Even things like the appearance of the Silver Samurai, arguably the film's main villain, is done about as well as the arrival of Deadpool in X-Men Origins: Wolverine. That is to say, it doesn't come completely out of the blue, but it's not far off, and it lacks any dramatic impetus. The writers may as well have dropped a random giant space flea into the scene – it would have packed approximately the same amount of punch. 

What a well designed villain for me to not care about.

Which describes this film down to a T, really. Take away everything that makes it offensive, and what you're left with is just dull. Extract that which makes it terrible, and you've got something that is just tired, bland, and uninspired. It is bad both in the sense of being 'offensively awful' and in the sense of 'lacking anything good'.

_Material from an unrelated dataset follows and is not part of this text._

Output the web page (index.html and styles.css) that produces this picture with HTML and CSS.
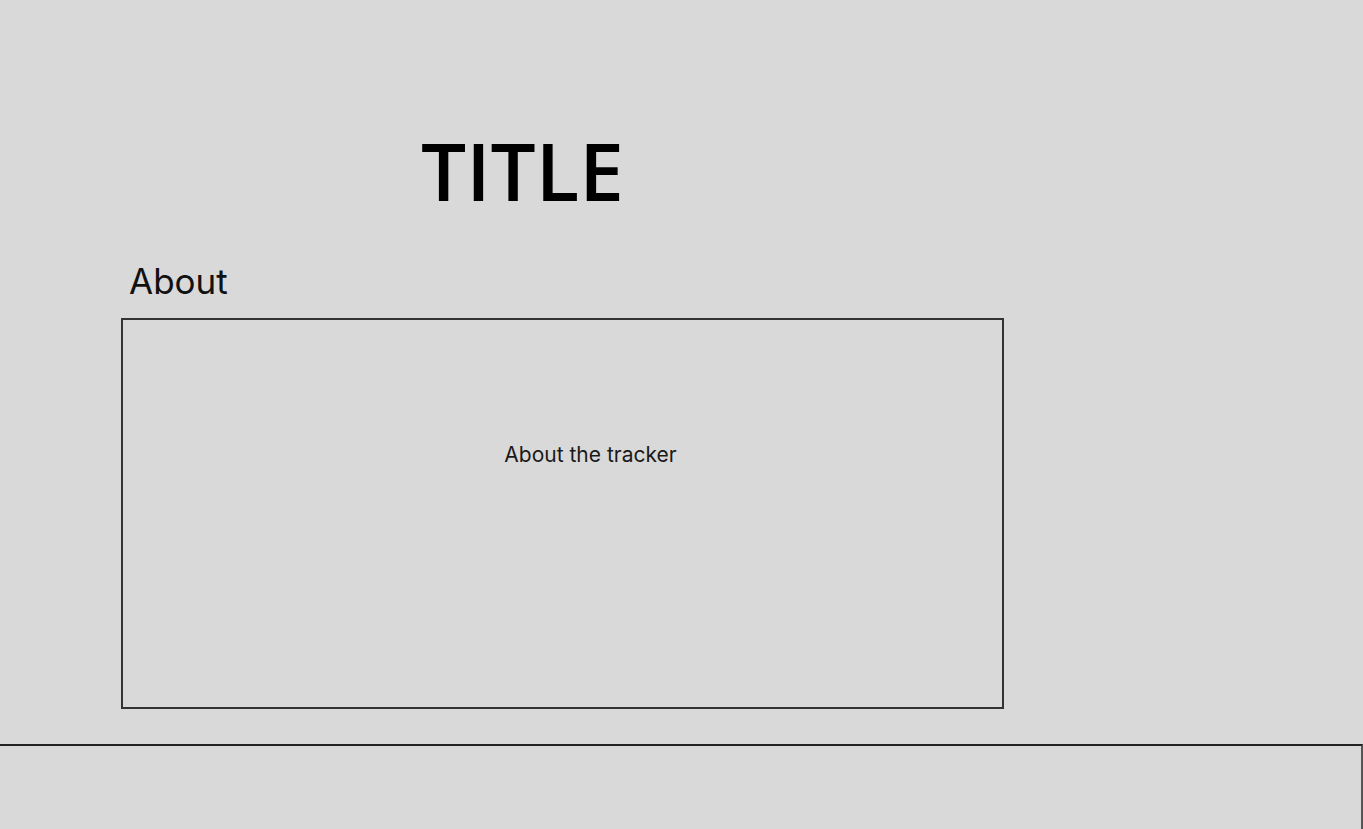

There are seeds of something that could have been good, here, a dumb action flick with ninjas and mad scientists and robots. But to see that realised, you'd need a much more adept writer and you would have to remove Wolverine entirely. It wouldn't be a massive loss: In spite of the film's best attempts to have the universe revolve around Wolverine, he feels completely unnecessary already. But if you excise him from the story, making Yukio the main character, you might have the beginnings of something not great, but good.

As it is, this film was torturous. It was a trainwreck from start to finish, and the only part of it that didn't make me want to set myself on fire was the mid-credits scene. Because nobody can be sad when Sir Ian McKellen and Sir Patrick Stewart are on screen.